Immersion can be created in many ways, but what we chose for the artifacts in the Viz space was Virtual Reality, or “VR.” So, in January 2025, we began programming the Viz space so that anyone, anywhere, with a Quest 2, 3 or an Apple Vision Pro can put on their headset and immerse themselves in the space with the artifacts. Because immersion is predicated on a multisensory experience, we built in sound so that when visitors touch John McDaid’s “chocolate box of death” that holds his sci-fi, mystery, hypermedia novel, Uncle Buddy’s Phantom Funhouse, and receive the sonic feedback resembling touching the physical box. Using their hands, visitors interact with the music cassettes packed in the box, turn the box around, read the words on the floppy disks, and inspect the wear and tear of the box itself, hearing the different sounds related to each of these objects.
All of the programming created to visualize the physical objects in the Viz space have been done with open Web languages using web standards and APIs related to WebXR.
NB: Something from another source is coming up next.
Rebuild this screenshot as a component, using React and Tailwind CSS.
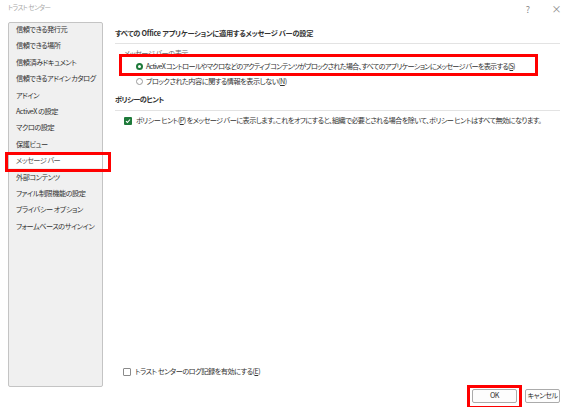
import React from 'react';

const navItems = [
  '信頼できる発行元',
  '信頼できる場所',
  '信頼済みドキュメント',
  '信頼できるアドイン カタログ',
  'アドイン',
  'ActiveX の設定',
  'マクロの設定',
  '保護ビュー',
  'メッセージ バー',
  '外部コンテンツ',
  'ファイル制限機能の設定',
  'プライバシー オプション',
  'フォームベースのサインイン',
];

const RedBox = ({ className }) => (
  <div className={`absolute border-[3px] border-[#ff0000] pointer-events-none ${className}`} />
);

const Radio = ({ checked }) =>
  checked ? (
    <span className="w-[7px] h-[7px] rounded-full border-[2px] border-[#1e7a3a] bg-white shrink-0" />
  ) : (
    <span className="w-[7px] h-[7px] rounded-full border border-[#9a9a9a] bg-white shrink-0" />
  );

const Check = ({ checked }) =>
  checked ? (
    <span className="w-[8px] h-[8px] rounded-[1px] bg-[#1e7a3a] flex items-center justify-center shrink-0">
      <svg width="6" height="6" viewBox="0 0 6 6">
        <path d="M1 3.1 L2.4 4.5 L5 1.5" stroke="white" strokeWidth="1.1" fill="none" />
      </svg>
    </span>
  ) : (
    <span className="w-[8px] h-[8px] rounded-[1px] border border-[#8a8a8a] bg-white shrink-0" />
  );

export default function App() {
  return (
    <div
      className="w-[569px] h-[407px] bg-white flex flex-col text-[#333] text-[7.2px] tracking-[-0.5px] leading-none whitespace-nowrap overflow-hidden [font-feature-settings:'palt']"
      style={{ fontFamily: '"Noto Sans CJK JP", "Noto Sans", sans-serif' }}
    >
      {/* タイトル */}
      <div className="h-[22px] flex items-start justify-between pl-2 pt-[4px] text-[#a8a8a8] text-[6.5px]">
        <span>トラスト センター</span>
        <div className="flex items-center gap-[22px] pr-[8px] text-[9px] text-[#8a8a8a]">
          <span>?</span>
          <span className="text-[10px]">×</span>
        </div>
      </div>

      <div className="flex flex-1 min-h-0">
        {/* サイドバー */}
        <div className="ml-2 w-[95px] h-[365px] bg-[#f0f0f0] border border-[#c4c4c4] rounded-[2px] shrink-0">
          <div className="-mt-[1.5px]">
            {navItems.map((item) =>
              item === 'メッセージ バー' ? (
                <div key={item} className="relative h-[16.4px] flex items-center">
                  <div className="w-full h-[15px] bg-white flex items-center pl-[7px] text-[#555]">{item}</div>
                  <RedBox className="-left-[4px] -right-[9px] -top-[1px] -bottom-[3px]" />
                </div>
              ) : (
                <div key={item} className="h-[16.4px] flex items-center pl-[7px]">
                  {item}
                </div>
              )
            )}
          </div>
        </div>

        {/* 右側 */}
        <div className="flex-1 flex flex-col pl-[12px] pr-[9px]">
          <div className="pt-[8px] pb-[6px] font-bold tracking-[-0.25px]">
            すべての Office アプリケーションに適用するメッセージ バーの設定
          </div>
          <div className="h-px bg-[#e3e3e3]" />
          <div className="pl-[9px] pt-[6px] text-[#666]">メッセージ バーの表示</div>
          <div className="relative mt-[3px] h-[12px] flex items-center gap-[3px] pl-[21px]">
            <Radio checked />
            <span className="tracking-[-0.78px]">
              ActiveX コントロールやマクロなどのアクティブ コンテンツがブロックされた場合、すべてのアプリケーションにメッセージ バーを表示する(<span className="underline">S</span>)
            </span>
            <RedBox className="left-[4px] w-[419px] -top-[6px] -bottom-[4px]" />
          </div>
          <div className="mt-[3px] h-[12px] flex items-center gap-[3px] pl-[21px]">
            <Radio />
            <span>
              ブロックされた内容に関する情報を表示しない(<span className="underline">N</span>)
            </span>
          </div>
          <div className="pt-[9px] pb-[6px] font-bold">ポリシーのヒント</div>
          <div className="h-px bg-[#e3e3e3]" />
          <div className="mt-[5px] h-[10px] flex items-center gap-[4px] pl-[9px]">
            <Check checked />
            <span className="tracking-[-0.58px]">
              ポリシー ヒント(<span className="underline">P</span>) をメッセージ バーに表示します。これをオフにすると、組織で必要とされる場合を除いて、ポリシー ヒントはすべて無効になります。
            </span>
          </div>
          <div className="flex-1" />
          <div className="mb-[10px] h-[10px] flex items-center gap-[4px] pl-[8px]">
            <Check />
            <span>
              トラスト センターのログ記録を有効にする(<span className="underline">E</span>)
            </span>
          </div>
        </div>
      </div>

      {/* ボタン */}
      <div className="h-[20px] flex items-start justify-end gap-[8px] pr-[9px] pt-[2px]">
        <div className="relative">
          <button className="w-[45px] h-[14px] bg-[#fdfdfd] border border-[#ababab] rounded-[2px] text-[7.2px] text-[#333] flex items-center justify-center">
            OK
          </button>
          <RedBox className="-left-[5px] -right-[5px] -top-[4px] -bottom-[6px]" />
        </div>
        <button className="w-[35px] h-[14px] bg-[#fdfdfd] border border-[#ababab] rounded-[2px] text-[7.2px] text-[#333] flex items-center justify-center">
          キャンセル
        </button>
      </div>
    </div>
  );
}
VR space lends itself well for us to contextualize the artifacts and leverage the experiential quality of VR. For example, when visitors access Holeton’s beach ball used during his performances of Figurski at Findhorn on Acid, they can experience it as it was when it was a prop, but the space also contains an image of Holeton with the beach ball, a video of him talking about the work the beach ball is associated with, and an animation of the mechanical pig that figures as the motivation in the hypertext novel’s plot. To date, we have produced over 24 models and show 16 at any given time. Most recently, we have introduced sound into the environment. This means that when visitors touch the beach ball, they hear the sound of the plastic material; when it is tossed, visitors can hear the beach ball hit the surface.
With the process in place, we are now working to make more of our physical artifacts accessible at The NEXT. Coming next are the folios and removeable media associated with the hypertext narratives and poetry published by Eastgate Systems, Inc., from the early 1990s to 2014. Collections like this one rendered in a form that can be experienced by visitors anytime and from anywhere addresses an ethical decision to support access to information and more importantly, human expression as it developed during this early digital age.